[STATED EXERCISE]
Restate each line of the listing exactly, without carrying over any pictures.

[MATERIAL PROVIDED]
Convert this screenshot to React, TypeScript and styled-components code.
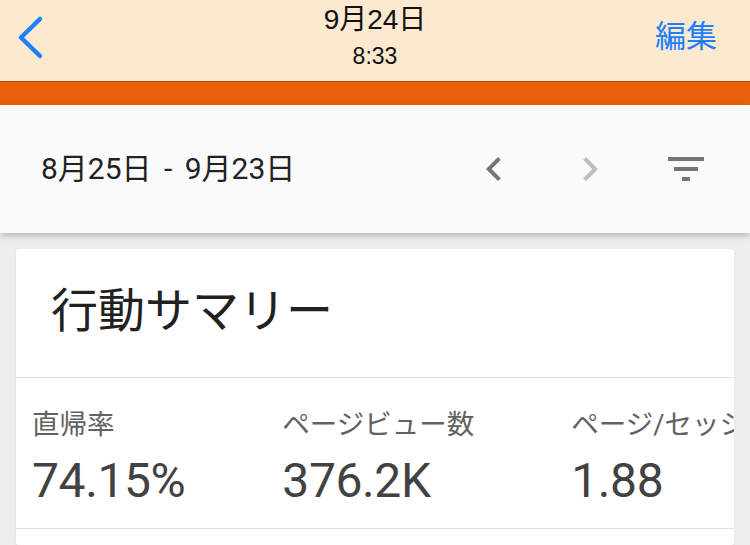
import React from "react";
import styled, { createGlobalStyle } from "styled-components";

const GlobalStyle = createGlobalStyle`
  html, body {
    margin: 0;
    padding: 0;
    background: #eeeeee;
    width: 750px;
    height: 545px;
    overflow: hidden;
  }
  * { box-sizing: border-box; }
`;

const Page = styled.div`
  width: 750px;
  height: 545px;
  overflow: hidden;
  background: #eeeeee;
  display: flex;
  flex-direction: column;
  font-family: Roboto, "Noto Sans CJK JP", sans-serif;
`;

const NavBar = styled.header`
  height: 82px;
  flex: none;
  background: #fde8d0;
  border-bottom: 1px solid #b4500e;
  display: grid;
  grid-template-columns: 1fr auto 1fr;
  align-items: start;
  font-family: "Liberation Sans", "Noto Sans CJK JP", sans-serif;
`;

const BackButton = styled.div`
  padding: 15px 0 0 16px;
  display: flex;
`;

const TitleStack = styled.div`
  display: flex;
  flex-direction: column;
  align-items: center;
  padding-top: 4px;
`;

const NavTitle = styled.div`
  font-size: 28px;
  line-height: 32px;
  color: #111111;
`;

const NavSubtitle = styled.div`
  font-size: 23px;
  line-height: 26px;
  margin-top: 7px;
  color: #111111;
`;

const EditButton = styled.div`
  justify-self: end;
  padding: 19px 33px 0 0;
  font-size: 31px;
  line-height: 36px;
  color: #1a80fb;
`;

const AccentBar = styled.div`
  height: 23px;
  flex: none;
  background: #e8600a;
`;

const DateBar = styled.div`
  height: 128px;
  flex: none;
  background: #fafafa;
  display: flex;
  align-items: center;
  padding: 0 16px 0 41px;
  position: relative;
  z-index: 1;
  box-shadow: 0 3px 6px rgba(0, 0, 0, 0.22);
`;

const DateRange = styled.div`
  flex: 1;
  font-size: 30px;
  line-height: 36px;
  word-spacing: 5px;
  color: #222222;
  white-space: pre;
`;

const IconButton = styled.div`
  width: 96px;
  height: 48px;
  display: flex;
  align-items: center;
  justify-content: center;
  color: ${(p: { $muted?: boolean }) => (p.$muted ? "#bdbdbd" : "#757575")};
`;

const Card = styled.section`
  margin: 16px 16px 0;
  background: #ffffff;
  border-radius: 3px;
  box-shadow: 0 1px 2px rgba(0, 0, 0, 0.08);
  overflow: hidden;
  flex: 1;
  display: flex;
  flex-direction: column;
`;

const CardHeader = styled.div`
  height: 129px;
  flex: none;
  border-bottom: 1px solid #e0e0e0;
  display: flex;
  align-items: center;
  padding: 0 0 4px 35px;
`;

const CardTitle = styled.h2`
  margin: 0;
  font-weight: 400;
  font-size: 47px;
  line-height: 56px;
  color: #212121;
`;

const MetricsRow = styled.div`
  height: 151px;
  flex: none;
  border-bottom: 1px solid #e0e0e0;
  display: flex;
  gap: 97px;
  padding: 31px 0 0 16px;
  white-space: nowrap;
`;

const Metric = styled.div`
  flex: none;
  display: flex;
  flex-direction: column;
`;

const MetricLabel = styled.div`
  font-size: 27.5px;
  line-height: 32px;
  color: #616161;
`;

const MetricValue = styled.div`
  font-size: 48px;
  line-height: 56px;
  margin-top: 12px;
  color: #424242;
  letter-spacing: -0.4px;
`;

const metrics = [
  { label: "直帰率", value: "74.15%" },
  { label: "ページビュー数", value: "376.2K" },
  { label: "ページ/セッション", value: "1.88" },
];

export default function App() {
  return (
    <Page>
      <GlobalStyle />
      <NavBar>
        <BackButton>
          <svg width="30" height="46" viewBox="0 0 30 46">
            <path
              d="M24 4 L5 22.5 L24 41"
              fill="none"
              stroke="#1a80fb"
              strokeWidth="4.5"
              strokeLinecap="round"
              strokeLinejoin="round"
            />
          </svg>
        </BackButton>
        <TitleStack>
          <NavTitle>9月24日</NavTitle>
          <NavSubtitle>8:33</NavSubtitle>
        </TitleStack>
        <EditButton>編集</EditButton>
      </NavBar>
      <AccentBar />
      <DateBar>
        <DateRange>8月25日 - 9月23日</DateRange>
        <IconButton>
          <svg width="48" height="48" viewBox="0 0 24 24" fill="currentColor">
            <path d="M15.41 7.41L14 6l-6 6 6 6 1.41-1.41L10.83 12z" />
          </svg>
        </IconButton>
        <IconButton $muted>
          <svg width="48" height="48" viewBox="0 0 24 24" fill="currentColor">
            <path d="M10 6L8.59 7.41 13.17 12l-4.58 4.59L10 18l6-6z" />
          </svg>
        </IconButton>
        <IconButton>
          <svg width="48" height="48" viewBox="0 0 24 24" fill="currentColor">
            <path d="M10 18h4v-2h-4v2zM3 6v2h18V6H3zm3 7h12v-2H6v2z" />
          </svg>
        </IconButton>
      </DateBar>
      <Card>
        <CardHeader>
          <CardTitle>行動サマリー</CardTitle>
        </CardHeader>
        <MetricsRow>
          {metrics.map((m) => (
            <Metric key={m.label}>
              <MetricLabel>{m.label}</MetricLabel>
              <MetricValue>{m.value}</MetricValue>
            </Metric>
          ))}
        </MetricsRow>
      </Card>
    </Page>
  );
}
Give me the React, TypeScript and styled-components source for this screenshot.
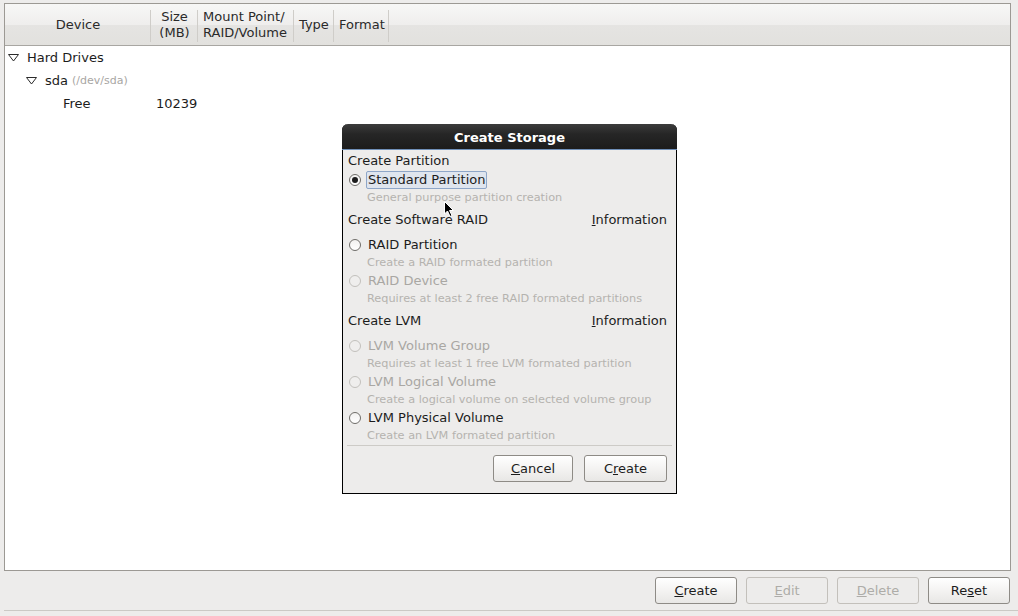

[EXERCISE SOLUTION]
Convert this screenshot to React, TypeScript and styled-components code.
import React from "react";
import styled, { createGlobalStyle } from "styled-components";

const GlobalStyle = createGlobalStyle`
  html, body {
    margin: 0;
    padding: 0;
    background: #eeeeee;
    width: 750px;
    height: 545px;
    overflow: hidden;
  }
  * { box-sizing: border-box; }
`;

const Page = styled.div`
  width: 750px;
  height: 545px;
  overflow: hidden;
  background: #eeeeee;
  display: flex;
  flex-direction: column;
  font-family: Roboto, "Noto Sans CJK JP", sans-serif;
`;

const NavBar = styled.header`
  height: 82px;
  flex: none;
  background: #fde8d0;
  border-bottom: 1px solid #b4500e;
  display: grid;
  grid-template-columns: 1fr auto 1fr;
  align-items: start;
  font-family: "Liberation Sans", "Noto Sans CJK JP", sans-serif;
`;

const BackButton = styled.div`
  padding: 15px 0 0 16px;
  display: flex;
`;

const TitleStack = styled.div`
  display: flex;
  flex-direction: column;
  align-items: center;
  padding-top: 4px;
`;

const NavTitle = styled.div`
  font-size: 28px;
  line-height: 32px;
  color: #111111;
`;

const NavSubtitle = styled.div`
  font-size: 23px;
  line-height: 26px;
  margin-top: 7px;
  color: #111111;
`;

const EditButton = styled.div`
  justify-self: end;
  padding: 19px 33px 0 0;
  font-size: 31px;
  line-height: 36px;
  color: #1a80fb;
`;

const AccentBar = styled.div`
  height: 23px;
  flex: none;
  background: #e8600a;
`;

const DateBar = styled.div`
  height: 128px;
  flex: none;
  background: #fafafa;
  display: flex;
  align-items: center;
  padding: 0 16px 0 41px;
  position: relative;
  z-index: 1;
  box-shadow: 0 3px 6px rgba(0, 0, 0, 0.22);
`;

const DateRange = styled.div`
  flex: 1;
  font-size: 30px;
  line-height: 36px;
  word-spacing: 5px;
  color: #222222;
  white-space: pre;
`;

const IconButton = styled.div`
  width: 96px;
  height: 48px;
  display: flex;
  align-items: center;
  justify-content: center;
  color: ${(p: { $muted?: boolean }) => (p.$muted ? "#bdbdbd" : "#757575")};
`;

const Card = styled.section`
  margin: 16px 16px 0;
  background: #ffffff;
  border-radius: 3px;
  box-shadow: 0 1px 2px rgba(0, 0, 0, 0.08);
  overflow: hidden;
  flex: 1;
  display: flex;
  flex-direction: column;
`;

const CardHeader = styled.div`
  height: 129px;
  flex: none;
  border-bottom: 1px solid #e0e0e0;
  display: flex;
  align-items: center;
  padding: 0 0 4px 35px;
`;

const CardTitle = styled.h2`
  margin: 0;
  font-weight: 400;
  font-size: 47px;
  line-height: 56px;
  color: #212121;
`;

const MetricsRow = styled.div`
  height: 151px;
  flex: none;
  border-bottom: 1px solid #e0e0e0;
  display: flex;
  gap: 97px;
  padding: 31px 0 0 16px;
  white-space: nowrap;
`;

const Metric = styled.div`
  flex: none;
  display: flex;
  flex-direction: column;
`;

const MetricLabel = styled.div`
  font-size: 27.5px;
  line-height: 32px;
  color: #616161;
`;

const MetricValue = styled.div`
  font-size: 48px;
  line-height: 56px;
  margin-top: 12px;
  color: #424242;
  letter-spacing: -0.4px;
`;

const metrics = [
  { label: "直帰率", value: "74.15%" },
  { label: "ページビュー数", value: "376.2K" },
  { label: "ページ/セッション", value: "1.88" },
];

export default function App() {
  return (
    <Page>
      <GlobalStyle />
      <NavBar>
        <BackButton>
          <svg width="30" height="46" viewBox="0 0 30 46">
            <path
              d="M24 4 L5 22.5 L24 41"
              fill="none"
              stroke="#1a80fb"
              strokeWidth="4.5"
              strokeLinecap="round"
              strokeLinejoin="round"
            />
          </svg>
        </BackButton>
        <TitleStack>
          <NavTitle>9月24日</NavTitle>
          <NavSubtitle>8:33</NavSubtitle>
        </TitleStack>
        <EditButton>編集</EditButton>
      </NavBar>
      <AccentBar />
      <DateBar>
        <DateRange>8月25日 - 9月23日</DateRange>
        <IconButton>
          <svg width="48" height="48" viewBox="0 0 24 24" fill="currentColor">
            <path d="M15.41 7.41L14 6l-6 6 6 6 1.41-1.41L10.83 12z" />
          </svg>
        </IconButton>
        <IconButton $muted>
          <svg width="48" height="48" viewBox="0 0 24 24" fill="currentColor">
            <path d="M10 6L8.59 7.41 13.17 12l-4.58 4.59L10 18l6-6z" />
          </svg>
        </IconButton>
        <IconButton>
          <svg width="48" height="48" viewBox="0 0 24 24" fill="currentColor">
            <path d="M10 18h4v-2h-4v2zM3 6v2h18V6H3zm3 7h12v-2H6v2z" />
          </svg>
        </IconButton>
      </DateBar>
      <Card>
        <CardHeader>
          <CardTitle>行動サマリー</CardTitle>
        </CardHeader>
        <MetricsRow>
          {metrics.map((m) => (
            <Metric key={m.label}>
              <MetricLabel>{m.label}</MetricLabel>
              <MetricValue>{m.value}</MetricValue>
            </Metric>
          ))}
        </MetricsRow>
      </Card>
    </Page>
  );
}
Give me the React, TypeScript and styled-components source for this screenshot.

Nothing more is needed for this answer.